◆ SOURCE DATA ◆
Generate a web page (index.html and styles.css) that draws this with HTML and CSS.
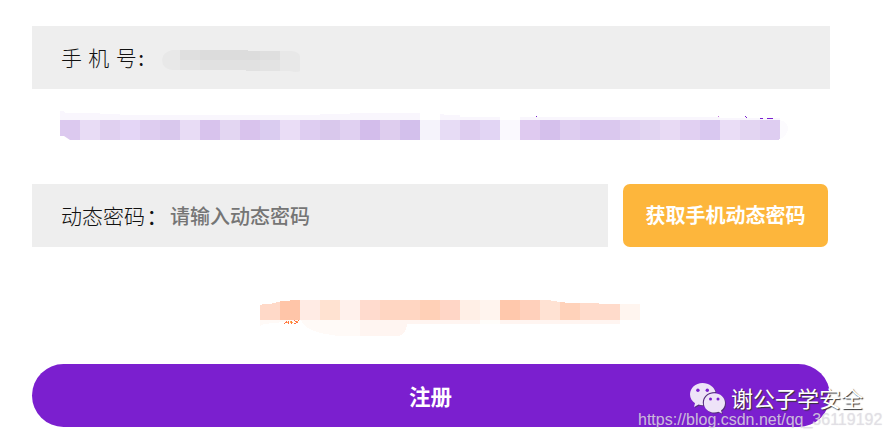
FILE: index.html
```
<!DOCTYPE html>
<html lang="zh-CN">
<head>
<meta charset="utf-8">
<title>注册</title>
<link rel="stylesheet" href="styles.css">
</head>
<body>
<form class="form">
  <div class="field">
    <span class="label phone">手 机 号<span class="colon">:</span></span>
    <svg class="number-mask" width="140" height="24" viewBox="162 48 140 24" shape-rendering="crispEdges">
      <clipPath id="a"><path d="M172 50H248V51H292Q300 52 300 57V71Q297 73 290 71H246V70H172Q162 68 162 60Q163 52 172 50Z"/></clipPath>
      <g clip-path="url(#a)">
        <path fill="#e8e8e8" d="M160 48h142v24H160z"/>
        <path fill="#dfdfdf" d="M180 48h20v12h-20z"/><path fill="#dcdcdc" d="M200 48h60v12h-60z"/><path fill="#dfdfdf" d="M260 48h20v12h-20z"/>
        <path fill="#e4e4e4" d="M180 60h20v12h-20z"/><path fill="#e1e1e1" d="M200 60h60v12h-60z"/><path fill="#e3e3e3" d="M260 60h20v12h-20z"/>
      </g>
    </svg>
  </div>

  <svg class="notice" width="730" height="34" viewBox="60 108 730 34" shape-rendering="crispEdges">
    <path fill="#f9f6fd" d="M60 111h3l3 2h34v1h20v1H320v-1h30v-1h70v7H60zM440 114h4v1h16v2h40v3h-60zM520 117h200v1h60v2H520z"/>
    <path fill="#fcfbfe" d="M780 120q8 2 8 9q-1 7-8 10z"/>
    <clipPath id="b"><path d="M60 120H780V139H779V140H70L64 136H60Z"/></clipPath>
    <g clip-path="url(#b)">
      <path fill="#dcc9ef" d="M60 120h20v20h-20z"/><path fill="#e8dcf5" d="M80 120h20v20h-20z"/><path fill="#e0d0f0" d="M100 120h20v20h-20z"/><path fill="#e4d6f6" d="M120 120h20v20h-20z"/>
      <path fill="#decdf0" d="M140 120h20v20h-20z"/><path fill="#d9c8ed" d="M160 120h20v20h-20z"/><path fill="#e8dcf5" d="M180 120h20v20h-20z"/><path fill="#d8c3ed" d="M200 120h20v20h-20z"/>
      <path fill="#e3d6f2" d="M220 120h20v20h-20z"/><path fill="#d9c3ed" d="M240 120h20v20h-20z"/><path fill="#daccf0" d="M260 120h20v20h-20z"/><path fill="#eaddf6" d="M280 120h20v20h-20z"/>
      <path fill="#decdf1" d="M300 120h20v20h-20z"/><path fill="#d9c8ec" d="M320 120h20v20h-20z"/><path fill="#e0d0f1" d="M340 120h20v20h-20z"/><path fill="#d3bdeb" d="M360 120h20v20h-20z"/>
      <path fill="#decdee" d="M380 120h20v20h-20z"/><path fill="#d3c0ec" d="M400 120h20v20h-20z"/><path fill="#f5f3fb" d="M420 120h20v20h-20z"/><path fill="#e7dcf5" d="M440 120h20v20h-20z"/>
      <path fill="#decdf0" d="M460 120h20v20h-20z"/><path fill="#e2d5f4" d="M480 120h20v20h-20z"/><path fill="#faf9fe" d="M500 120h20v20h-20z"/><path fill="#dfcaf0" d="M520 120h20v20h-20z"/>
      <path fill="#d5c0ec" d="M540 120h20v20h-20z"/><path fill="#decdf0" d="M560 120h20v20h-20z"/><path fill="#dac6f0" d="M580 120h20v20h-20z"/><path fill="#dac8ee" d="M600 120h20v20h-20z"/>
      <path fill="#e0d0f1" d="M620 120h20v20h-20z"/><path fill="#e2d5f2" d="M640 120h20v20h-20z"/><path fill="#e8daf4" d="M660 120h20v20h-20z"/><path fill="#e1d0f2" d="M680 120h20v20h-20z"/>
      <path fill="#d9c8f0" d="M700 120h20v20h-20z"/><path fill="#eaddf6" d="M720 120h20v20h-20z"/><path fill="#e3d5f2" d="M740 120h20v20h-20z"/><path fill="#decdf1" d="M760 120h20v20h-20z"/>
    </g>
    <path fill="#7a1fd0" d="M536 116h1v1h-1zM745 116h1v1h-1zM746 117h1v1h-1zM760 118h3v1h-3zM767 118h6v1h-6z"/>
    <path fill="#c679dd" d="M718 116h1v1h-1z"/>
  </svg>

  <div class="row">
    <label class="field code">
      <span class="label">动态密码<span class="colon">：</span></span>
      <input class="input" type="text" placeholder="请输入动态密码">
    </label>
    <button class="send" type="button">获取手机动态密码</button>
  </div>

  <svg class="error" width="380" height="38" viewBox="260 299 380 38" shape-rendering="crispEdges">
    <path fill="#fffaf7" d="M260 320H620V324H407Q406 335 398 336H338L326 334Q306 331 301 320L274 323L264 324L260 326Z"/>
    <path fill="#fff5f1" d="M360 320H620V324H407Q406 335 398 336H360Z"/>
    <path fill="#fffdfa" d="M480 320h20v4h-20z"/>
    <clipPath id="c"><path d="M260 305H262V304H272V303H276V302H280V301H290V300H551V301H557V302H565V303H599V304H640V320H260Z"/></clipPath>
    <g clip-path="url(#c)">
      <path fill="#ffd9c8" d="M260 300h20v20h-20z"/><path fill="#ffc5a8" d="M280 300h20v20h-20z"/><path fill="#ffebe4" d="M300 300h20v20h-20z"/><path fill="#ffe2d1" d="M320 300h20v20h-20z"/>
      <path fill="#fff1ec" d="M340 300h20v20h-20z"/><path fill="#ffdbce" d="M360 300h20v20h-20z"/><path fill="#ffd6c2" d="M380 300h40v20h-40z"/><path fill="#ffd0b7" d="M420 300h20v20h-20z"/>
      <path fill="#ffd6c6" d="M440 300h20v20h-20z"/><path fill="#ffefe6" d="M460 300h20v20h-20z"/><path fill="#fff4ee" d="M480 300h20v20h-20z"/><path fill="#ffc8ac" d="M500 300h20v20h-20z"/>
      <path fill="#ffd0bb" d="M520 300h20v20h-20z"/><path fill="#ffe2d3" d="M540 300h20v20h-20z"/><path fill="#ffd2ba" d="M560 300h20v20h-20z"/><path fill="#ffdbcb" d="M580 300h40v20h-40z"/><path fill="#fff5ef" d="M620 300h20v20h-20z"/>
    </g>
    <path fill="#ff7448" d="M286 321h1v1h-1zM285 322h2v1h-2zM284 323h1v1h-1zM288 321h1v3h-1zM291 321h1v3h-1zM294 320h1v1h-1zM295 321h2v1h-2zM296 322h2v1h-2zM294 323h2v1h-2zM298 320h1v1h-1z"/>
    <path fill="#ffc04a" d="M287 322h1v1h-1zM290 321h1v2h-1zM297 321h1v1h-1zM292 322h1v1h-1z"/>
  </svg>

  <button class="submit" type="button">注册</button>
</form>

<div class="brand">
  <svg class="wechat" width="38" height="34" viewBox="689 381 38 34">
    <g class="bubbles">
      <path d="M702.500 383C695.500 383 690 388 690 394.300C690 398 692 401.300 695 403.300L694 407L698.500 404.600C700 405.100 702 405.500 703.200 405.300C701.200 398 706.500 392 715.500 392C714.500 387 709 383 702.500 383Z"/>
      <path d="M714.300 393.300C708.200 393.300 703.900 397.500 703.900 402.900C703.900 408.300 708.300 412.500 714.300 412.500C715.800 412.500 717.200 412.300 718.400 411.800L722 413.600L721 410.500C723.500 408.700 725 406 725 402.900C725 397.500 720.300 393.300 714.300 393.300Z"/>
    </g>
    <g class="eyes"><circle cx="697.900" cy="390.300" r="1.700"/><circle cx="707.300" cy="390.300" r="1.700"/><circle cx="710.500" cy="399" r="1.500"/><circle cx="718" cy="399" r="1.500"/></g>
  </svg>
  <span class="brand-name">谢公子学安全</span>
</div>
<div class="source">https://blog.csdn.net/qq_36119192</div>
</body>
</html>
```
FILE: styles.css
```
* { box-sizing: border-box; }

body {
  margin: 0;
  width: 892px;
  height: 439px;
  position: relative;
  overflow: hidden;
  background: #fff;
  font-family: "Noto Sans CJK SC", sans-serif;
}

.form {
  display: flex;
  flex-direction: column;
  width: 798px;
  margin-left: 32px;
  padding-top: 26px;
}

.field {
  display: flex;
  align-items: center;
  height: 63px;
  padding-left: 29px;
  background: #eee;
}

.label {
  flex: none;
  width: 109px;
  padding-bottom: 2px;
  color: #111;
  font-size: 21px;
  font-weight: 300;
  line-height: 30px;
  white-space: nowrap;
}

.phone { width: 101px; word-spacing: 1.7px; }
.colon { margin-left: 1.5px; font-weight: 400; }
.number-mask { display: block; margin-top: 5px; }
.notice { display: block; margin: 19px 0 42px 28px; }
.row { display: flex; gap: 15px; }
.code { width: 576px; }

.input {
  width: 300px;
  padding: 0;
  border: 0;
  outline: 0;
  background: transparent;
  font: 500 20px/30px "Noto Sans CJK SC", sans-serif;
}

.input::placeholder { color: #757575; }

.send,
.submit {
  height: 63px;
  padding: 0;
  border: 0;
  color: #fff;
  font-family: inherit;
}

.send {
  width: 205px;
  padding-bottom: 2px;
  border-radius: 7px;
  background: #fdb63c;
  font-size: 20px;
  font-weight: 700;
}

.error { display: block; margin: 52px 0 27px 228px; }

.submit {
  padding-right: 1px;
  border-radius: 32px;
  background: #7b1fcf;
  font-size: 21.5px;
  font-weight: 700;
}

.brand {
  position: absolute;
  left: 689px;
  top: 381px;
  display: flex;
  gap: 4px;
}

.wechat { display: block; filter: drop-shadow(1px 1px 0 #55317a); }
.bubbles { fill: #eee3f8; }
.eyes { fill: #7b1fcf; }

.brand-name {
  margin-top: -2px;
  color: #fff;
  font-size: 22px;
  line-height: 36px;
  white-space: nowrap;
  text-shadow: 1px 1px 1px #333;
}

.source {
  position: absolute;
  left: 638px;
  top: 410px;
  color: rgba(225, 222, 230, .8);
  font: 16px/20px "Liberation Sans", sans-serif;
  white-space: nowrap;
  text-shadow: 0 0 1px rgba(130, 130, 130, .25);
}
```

◆ WHAT TO WORK ON ◆
Copy every line that includes the string "html" from the material above.

◆ OUTPUT FOR THIS EXERCISE ◆
Generate a web page (index.html and styles.css) that draws this with HTML and CSS.
FILE: index.html
<!DOCTYPE html>
<html lang="zh-CN">
</html>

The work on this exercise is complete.